Re: [gtkmm] Talk about a major rewrite



>I'll probably regret this, but... I think the GTK design is a piece of 
>crap (though I usually try to be more diplomatic), and I am using gtkmm. 
>The problem with the "leave" suggestion is, where do we go? 
>Unfortunately there really is no good answer, and this is why these 
>debates/flamewars come up from time to time over the years.

I am entirely sympathetic to this point of view. I agree with you that
there is no obvious place to go to.

>Maybe I'm just being too picky, and I am picky when it comes to 
>programming, but it is striking to me that I don't feel this almost 
>constant frustration with any other library that I regularly use, such 
>as the C++ standard library, Unix networking functions, 3D scene graph 
>libraries, OpenGL, sound libraries, POSIX threads, etc. In all other 
>cases I can (eventually) perceive an underlying concept behind the 
>design, appreciate the designer's work and implement my program using 
>their library. With gtk I am mostly cursing the simplistic design and 
>trying to find workarounds to do what I want.

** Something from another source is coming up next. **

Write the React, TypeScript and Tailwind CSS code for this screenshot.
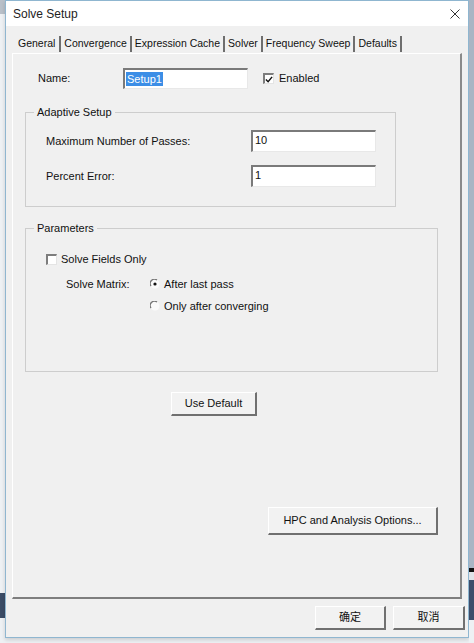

Agreed. My only additional comment is that I think its possible to
misperceive how much time you spend doing this. When I actually read
the code for the gtkmm GUI for ardour, i am amazed at how much of it
was just completely simple to implement. yet i remember all the
stupidities, all the problems much more clearly than the smooth sailing.

>to write a custom gtk widget and then realize you have to implement 
>about 5 different versions with 7 different renderers to actually use it 
>throughout your gtk program, etc etc. Perhaps Gtk 3.0 will surprise me 

this has not been my experience at all. i've written several custom
widgets, and while its painful, its not because of what you
describe. its more the need to write boilerplate code that as a C++
programmer, i am used to having done for me by the compiler. writing
custom widgets in gtkmm directly, for example, is an exercise in
simplicity. or so i've found ...

>with a complete redesign of the widget class hierarchy. But as that is 
>what it would take, a simple implementation patch to gtk won't help.

what i *hope* will happen by GTK+ 3 is that all widgets will render to
a canvas. this will provide not only alpha transparency, but will
unify the wonders of the canvas widget with the rest of the GTK+
widget set - they are currently very incompatible. writing new canvas
items is a breeze compared to a new widget, mostly because of the
rendering model.

>something better to emulate. I don't know. But I do know that there is 
>nothing fundamental about a graphical user interface that should make it 
>so much more difficult to implement than the other parts of the program, 
>and in 10 years we will be using the model that provides this ease.

i would offer one possible reason why its so hard. the GUI is the one
part of the program that interacts directly with the user in an
intentionally open-ended and fluid way. the difference between
writing, a cmdline driven program and a GUI equivalent (even just a
wrapper for a cmdline program) reveals many conceptual differences
that need to be handled by the programmer in some way, and that were
just not there before. what if the user clicks on this then that
instead of that then this? what if the user pastes into the text entry
field? what if she wants to drag-n-drop a file? how to provide more
information without more on-screen widgets? how to provide finer
control over some parameter without a new widget? what about different
mouse buttons? should i grab the pointer - an important new concept
that if done in the cmdline world (grabbing the keyboard driver and
preventing any and all other interactions) would be quite unusual
... etc. etc.

the event-driven nature of GUI toolkits requires a totally different
program organization when compared with most other program designs. it
means that the program doesn't control the program, so to speak. take
a look at apache: although its quite complex code, at any point in
time, the program is 100% in charge of what is going on. with a GUI
(even a curses-based one to some extent) this is no longer true. the
same comparison is true of linux - despite interrupts and other deeply
wierd h/w stuff, the kernel always control "what happens next".

i believe that this difference makes GUI programming conceptually
different from many other kinds of programming. it may be that a
certain toolkit design can help. i haven't seen one yet.